Why Electrical Outlets Aren’t Universal

The “War of the Currents”

At 3 p.m. on September 4, 1882, an engineer working on Thomas Edison’s Pearl Street Station flipped a switch. Suddenly, six coal-powered dynamos instantly illuminated some 400 lamps belonging to 82 customers living only a quarter mile from the world’s first power station, in New York City. Edison’s groundbreaking system operated on 110 volts (the difference of electric potential between two points) because it worked well with his newly introduced incandescent light bulbs. It also ran on direct current (DC), meaning power flowed continuously in one direction.

However, the pioneering work of Nikola Tesla and George Westinghouse soon showed that alternating current (AC), which is when current frequently reverses direction, could actually travel longer distances more efficiently. The ensuing “war of the currents” ultimately ended with AC emerging victorious. 

Soon, AC power began streaming into American homes and businesses, running at Edison’s previously established 110 volts but at Westinghouse’s 60 hertz — the frequency that determines how many times a current changes direction per second. Although the U.S. tweaked the standard voltage up to 120 volts in the 1960s, this arrangement remains largely unchanged — to this day, U.S. outlets continue to support 120 volts.

But as the rest of the world slowly electrified, not everyone agreed with the standards set by the U.S.

Less Current, More Voltage 

While 110 volts may have been all well and good for Edison’s lightbulbs back in the late 1800s, European countries and companies realized this was not the most efficient (nor the cheapest) way to actually transmit electricity. To understand Europe’s beef with Edison, let’s take a quick detour into the simple math behind electrical transmission.

You can easily calculate electrical power by multiplying voltage by current (P = V * I). Current (I)  is the rate at which electrons flow through a conductor, while voltage is the force applied to move that current. If current is high, you need thicker cables to safely transmit electricity. However, if you increase the voltage in this simple equation, you can actually lower the current and still arrive at the same power level. 

This has the immensely beneficial side effect of allowing companies to use thinner copper wires, a material that can be pretty costly even in the best of times (and especially in war torn Europe in the early 20th century). Apart from saving some serious cash, countries also wanted to design their own plugs because the U.S.’s was notoriously unsafe and uninsulated. Additionally European countries — mainly Germany — wanted to use 50 hertz instead of 60 because it aligned better with the metric system.

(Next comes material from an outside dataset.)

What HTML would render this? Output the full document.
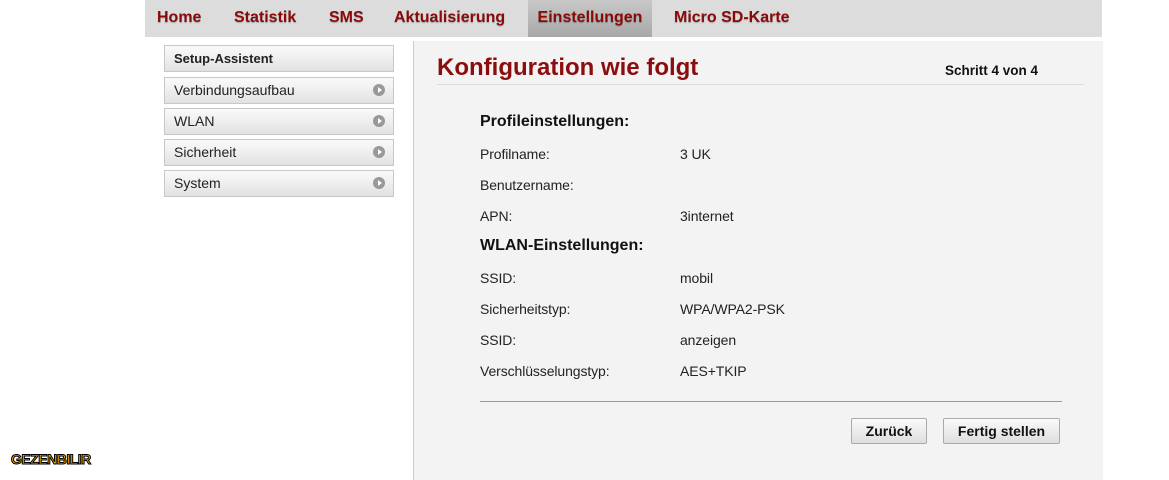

The idea of countries developing their own electric standards may seem odd in our interconnected modern world, but in the 20th century, electric appliances were so few and travel distances so long and laborious, no one foresaw the need for international standardization. But by 1934, people at the International Electrotechnical Commission (IEC) had begun to think some form of standardization for electrical fittings might be a good idea. Unfortunately, this governing body only met twice before the outbreak of World War II, and by the time it reconvened in 1950, many countries were already entrenched in their own electrification schemes. 

There Is a “Universal” Plug Type (But Only Two Countries Use It)

That doesn’t mean there haven’t been efforts to unify the world around one outlet to rule them all. Today, there are around 15 types of plugs, each denoted with a letter. The U.S. uses Type A and Type B plugs (two-pronged and three-pronged, respectively) while most of Europe uses Type C, E, and F plugs. Meanwhile, Italy uses type L, Switzerland uses Type J, Denmark uses Type K, and England uses Type G. Type G includes a fuse within the plug itself, making them the safest (and most cumbersome) plugs in the world.

Once you venture outside North America and Europe, things get even more complicated. In an attempt to organize this chaos, the IEC introduced the International Standard IEC 906-1 in 1986, known as the Type N plug, a universal plug that could work across borders. Yet nearly 40 years after its introduction, only two countries — Brazil and South Africa — have adopted the standard. The main problem is that while a universal plug and outlet system would make life easier for travelers, few countries have the will to invest billions to switch from one plug type to another. So for now, make sure you have the necessary gear to power your devices before commencing your globe-trotting.